Mon, 2008-09-01 21:09

so i spent labor day weekend somewhere out past carbondale, pennsylvania. my mother was hoping i would spend it in cape cod with my parents and grandparents, and the disappointment in her voice led me to have guilt dreams for the next two nights. i remember one in which i was beachcombing on the shore like we used to do as children, except with way more exotic animals. and tori amos. i don't know why she was in my dream, although i do remember that when my mom was working with her sister she told me they spoke every night, which makes tori a way more better sister than i am a daughter.
but one of the rewards of going to the cabins is that when you're there you are really fucking there, so i had to suck it up and be glad to be there. which i really actually was. it could have been awkward to be out there alone with a couple, later on with jon's parents as well, so two couples, but stephanie likes to surround herself with people as much as possible while jon is a loner type, and anyway i've been living with them for more than three years now. it worked out all right, and it was good to have the time with them. i finally worked up the nerve to tell stephanie that i would like to buy food with them, which is the biggest social commitment i've walked into willingly since moving in with them. we had a house meeting tonight about buying food collectively, i found a health food store with a bulk section, we made a shopping list together and just like that it's done. for better or worse. the groceries will be delivered tomorrow. stephanie and i will go through my cabinet and redistribute my stores. i have this habit of hoarding, where i like to think of getting things and putting them away for future use, like permanent resources. i know it's irrational. i have dried soup mix that was given to me six years ago. i have notes from my sophomore year math class carefully packed away in storage. i'm very possessive of things in this way. it's perhaps time i let go of that a little bit. the flour will also arrive tomorrow, at least, and i can make bread.

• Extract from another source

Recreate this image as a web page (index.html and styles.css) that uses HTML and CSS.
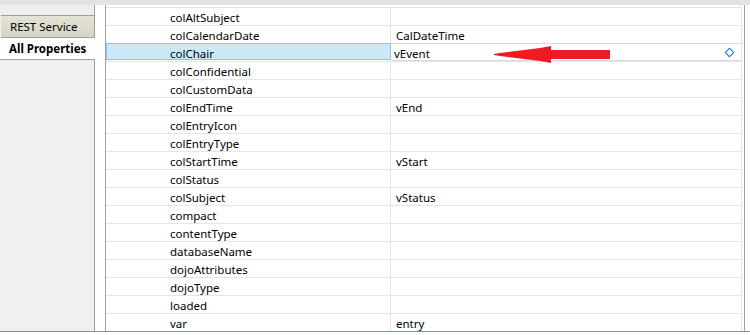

two nights in a row we got drunk with jon's parents and carried on. i asked them about how they met and became involved, how their children handled it. i told them i thought i might not find a partner like that and they said, how old are you? there's no way someone as awesome as you won't find someone. which is more flattering than reassuring. i keep asking myself whether it would matter and why. it's a waste of my energy to wonder whether i'll fall in love again- my worrying about it does not make it more likely to happen, and it's an activity that does no one any good. all the time i've spent wishing to be in love with someone (reciprocally, it should be said) i could have spent getting better grades in college, or studying the many books i've hoarded away for future use, or learning to play the dulcimer or volunteering. what a fucking waste.